* BEGIN *

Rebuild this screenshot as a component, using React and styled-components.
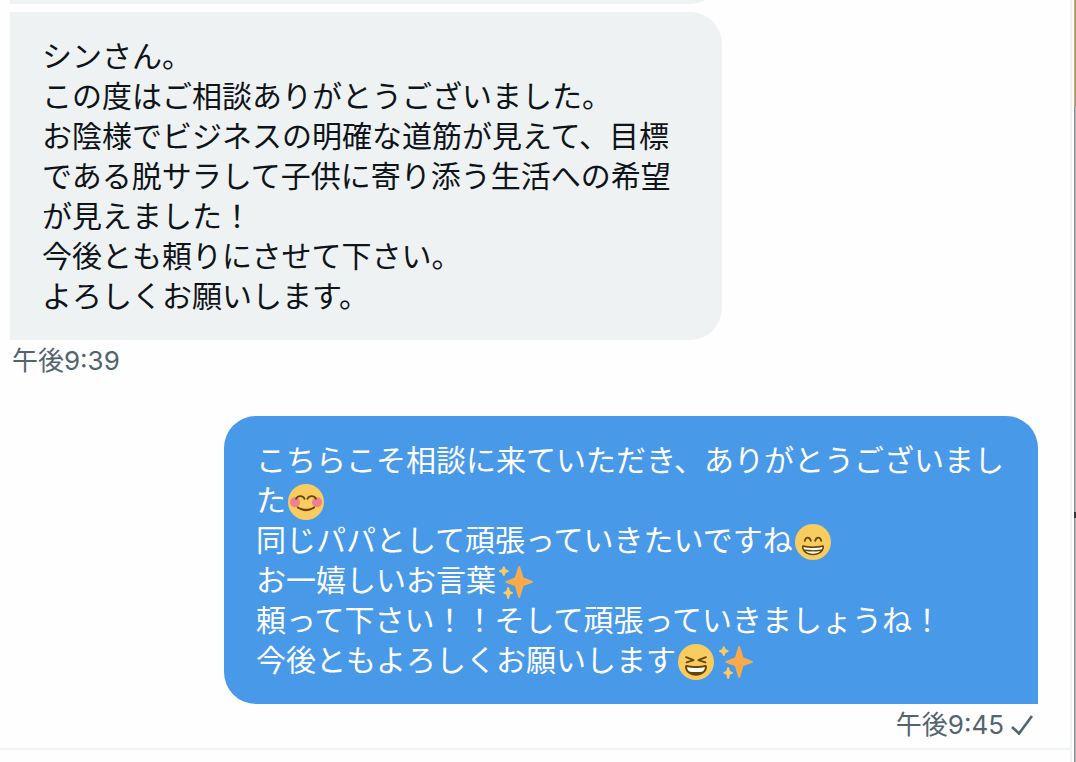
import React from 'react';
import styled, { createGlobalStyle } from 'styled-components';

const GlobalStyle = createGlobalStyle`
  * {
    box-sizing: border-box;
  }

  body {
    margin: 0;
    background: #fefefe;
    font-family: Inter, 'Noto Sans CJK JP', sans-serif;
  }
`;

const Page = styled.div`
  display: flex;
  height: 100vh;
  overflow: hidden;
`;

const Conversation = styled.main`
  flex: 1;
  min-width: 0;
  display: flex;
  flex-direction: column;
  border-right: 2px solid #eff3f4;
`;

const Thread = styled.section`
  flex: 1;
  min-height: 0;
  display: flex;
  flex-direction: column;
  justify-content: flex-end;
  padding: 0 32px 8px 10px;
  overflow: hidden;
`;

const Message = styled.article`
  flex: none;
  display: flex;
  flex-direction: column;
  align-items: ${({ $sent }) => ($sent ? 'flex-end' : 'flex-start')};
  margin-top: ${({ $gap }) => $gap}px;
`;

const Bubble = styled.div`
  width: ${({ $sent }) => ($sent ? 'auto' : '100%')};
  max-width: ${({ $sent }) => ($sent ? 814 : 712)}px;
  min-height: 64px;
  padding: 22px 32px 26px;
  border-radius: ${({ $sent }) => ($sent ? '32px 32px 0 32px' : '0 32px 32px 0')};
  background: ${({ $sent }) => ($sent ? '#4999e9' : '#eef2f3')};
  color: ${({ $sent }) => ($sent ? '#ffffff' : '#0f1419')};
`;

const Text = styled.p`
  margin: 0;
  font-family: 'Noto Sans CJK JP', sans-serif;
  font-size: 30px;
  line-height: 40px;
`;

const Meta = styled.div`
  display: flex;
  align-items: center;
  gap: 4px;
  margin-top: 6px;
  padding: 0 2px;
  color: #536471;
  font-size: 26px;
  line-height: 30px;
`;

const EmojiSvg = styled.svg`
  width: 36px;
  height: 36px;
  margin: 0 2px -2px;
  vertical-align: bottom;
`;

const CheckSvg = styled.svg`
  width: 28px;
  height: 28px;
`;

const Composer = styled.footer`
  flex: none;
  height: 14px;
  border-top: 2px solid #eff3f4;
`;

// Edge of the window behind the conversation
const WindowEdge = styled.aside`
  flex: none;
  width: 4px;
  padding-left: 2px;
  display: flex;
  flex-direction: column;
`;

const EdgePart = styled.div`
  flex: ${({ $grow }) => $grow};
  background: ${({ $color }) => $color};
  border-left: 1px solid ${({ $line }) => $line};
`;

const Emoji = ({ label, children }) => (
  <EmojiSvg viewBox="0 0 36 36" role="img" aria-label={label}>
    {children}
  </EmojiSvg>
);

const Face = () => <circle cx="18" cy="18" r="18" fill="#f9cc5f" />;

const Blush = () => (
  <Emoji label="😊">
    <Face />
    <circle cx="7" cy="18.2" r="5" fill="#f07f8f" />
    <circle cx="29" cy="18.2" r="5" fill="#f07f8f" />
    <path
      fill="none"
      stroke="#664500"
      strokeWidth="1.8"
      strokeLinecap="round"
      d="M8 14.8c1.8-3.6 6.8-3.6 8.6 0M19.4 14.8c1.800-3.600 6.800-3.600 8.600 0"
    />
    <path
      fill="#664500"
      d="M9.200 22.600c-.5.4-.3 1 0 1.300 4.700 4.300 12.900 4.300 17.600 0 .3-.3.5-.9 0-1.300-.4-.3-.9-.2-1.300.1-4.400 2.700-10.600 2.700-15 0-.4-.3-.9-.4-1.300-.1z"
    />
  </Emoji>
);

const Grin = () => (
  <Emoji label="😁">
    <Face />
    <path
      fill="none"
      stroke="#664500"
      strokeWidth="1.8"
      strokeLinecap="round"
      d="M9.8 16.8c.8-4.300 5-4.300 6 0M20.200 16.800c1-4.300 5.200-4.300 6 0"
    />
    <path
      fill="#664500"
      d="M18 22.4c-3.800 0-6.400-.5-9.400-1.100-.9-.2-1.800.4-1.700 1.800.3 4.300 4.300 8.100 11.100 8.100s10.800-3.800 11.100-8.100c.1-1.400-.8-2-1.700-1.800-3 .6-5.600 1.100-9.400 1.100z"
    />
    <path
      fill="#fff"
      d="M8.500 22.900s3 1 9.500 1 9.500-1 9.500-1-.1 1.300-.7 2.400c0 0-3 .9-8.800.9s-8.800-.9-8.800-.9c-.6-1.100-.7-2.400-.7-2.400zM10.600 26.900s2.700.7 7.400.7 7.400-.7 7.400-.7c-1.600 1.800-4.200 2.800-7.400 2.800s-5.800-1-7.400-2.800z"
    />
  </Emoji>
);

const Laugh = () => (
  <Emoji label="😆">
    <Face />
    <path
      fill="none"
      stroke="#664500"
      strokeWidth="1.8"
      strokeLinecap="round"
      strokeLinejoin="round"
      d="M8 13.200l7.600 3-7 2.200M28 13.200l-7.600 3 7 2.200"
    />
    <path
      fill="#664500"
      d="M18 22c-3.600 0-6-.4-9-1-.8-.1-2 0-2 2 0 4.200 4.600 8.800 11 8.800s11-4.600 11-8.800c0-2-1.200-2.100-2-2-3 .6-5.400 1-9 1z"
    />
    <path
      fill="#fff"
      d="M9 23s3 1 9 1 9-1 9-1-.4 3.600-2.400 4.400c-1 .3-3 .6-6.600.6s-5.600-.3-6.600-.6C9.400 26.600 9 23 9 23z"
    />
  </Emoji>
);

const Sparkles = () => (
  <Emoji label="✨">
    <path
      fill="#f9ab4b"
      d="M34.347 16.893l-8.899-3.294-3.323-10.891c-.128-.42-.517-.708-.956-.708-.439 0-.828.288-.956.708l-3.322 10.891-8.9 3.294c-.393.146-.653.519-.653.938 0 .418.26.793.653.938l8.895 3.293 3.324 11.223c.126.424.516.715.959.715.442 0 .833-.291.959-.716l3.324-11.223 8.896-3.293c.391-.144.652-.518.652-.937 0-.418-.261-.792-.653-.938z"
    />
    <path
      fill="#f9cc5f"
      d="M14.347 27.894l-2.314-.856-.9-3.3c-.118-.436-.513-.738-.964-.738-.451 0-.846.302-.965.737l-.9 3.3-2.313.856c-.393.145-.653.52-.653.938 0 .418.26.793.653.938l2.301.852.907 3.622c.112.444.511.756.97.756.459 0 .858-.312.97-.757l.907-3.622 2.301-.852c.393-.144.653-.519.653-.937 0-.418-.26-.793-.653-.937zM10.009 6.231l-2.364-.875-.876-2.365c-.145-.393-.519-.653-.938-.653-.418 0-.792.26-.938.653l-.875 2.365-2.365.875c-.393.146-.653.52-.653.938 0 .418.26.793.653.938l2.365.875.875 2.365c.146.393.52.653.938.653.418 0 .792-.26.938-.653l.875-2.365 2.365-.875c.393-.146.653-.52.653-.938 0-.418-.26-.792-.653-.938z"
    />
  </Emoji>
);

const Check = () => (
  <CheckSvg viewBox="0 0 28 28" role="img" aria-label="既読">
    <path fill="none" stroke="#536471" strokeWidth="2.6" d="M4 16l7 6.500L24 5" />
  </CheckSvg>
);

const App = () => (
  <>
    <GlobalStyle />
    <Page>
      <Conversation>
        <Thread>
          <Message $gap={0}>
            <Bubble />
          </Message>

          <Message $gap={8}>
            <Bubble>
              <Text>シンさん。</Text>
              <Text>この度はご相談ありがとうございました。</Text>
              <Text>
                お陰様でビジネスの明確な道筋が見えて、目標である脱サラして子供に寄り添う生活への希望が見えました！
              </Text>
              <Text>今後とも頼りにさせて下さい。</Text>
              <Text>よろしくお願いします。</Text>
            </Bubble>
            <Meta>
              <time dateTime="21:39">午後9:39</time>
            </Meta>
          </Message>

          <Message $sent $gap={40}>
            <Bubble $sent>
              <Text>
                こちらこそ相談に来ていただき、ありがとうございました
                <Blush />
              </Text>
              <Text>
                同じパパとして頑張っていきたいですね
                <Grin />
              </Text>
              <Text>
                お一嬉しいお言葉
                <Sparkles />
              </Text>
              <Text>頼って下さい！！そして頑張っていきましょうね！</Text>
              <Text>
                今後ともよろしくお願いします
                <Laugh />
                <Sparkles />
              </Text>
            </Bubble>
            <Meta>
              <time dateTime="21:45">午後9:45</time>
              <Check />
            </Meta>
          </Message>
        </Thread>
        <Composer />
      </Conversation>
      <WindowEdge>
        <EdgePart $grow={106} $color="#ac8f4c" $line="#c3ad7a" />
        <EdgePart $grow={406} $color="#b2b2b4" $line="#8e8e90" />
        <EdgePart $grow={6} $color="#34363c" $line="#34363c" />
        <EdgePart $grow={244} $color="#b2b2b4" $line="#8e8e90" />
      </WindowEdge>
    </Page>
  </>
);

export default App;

* END *

• _SET EXERCISE_
Go through the material and copy out every line with "components" in it.

• _WRITTEN ANSWER_
Rebuild this screenshot as a component, using React and styled-components.
import styled, { createGlobalStyle } from 'styled-components';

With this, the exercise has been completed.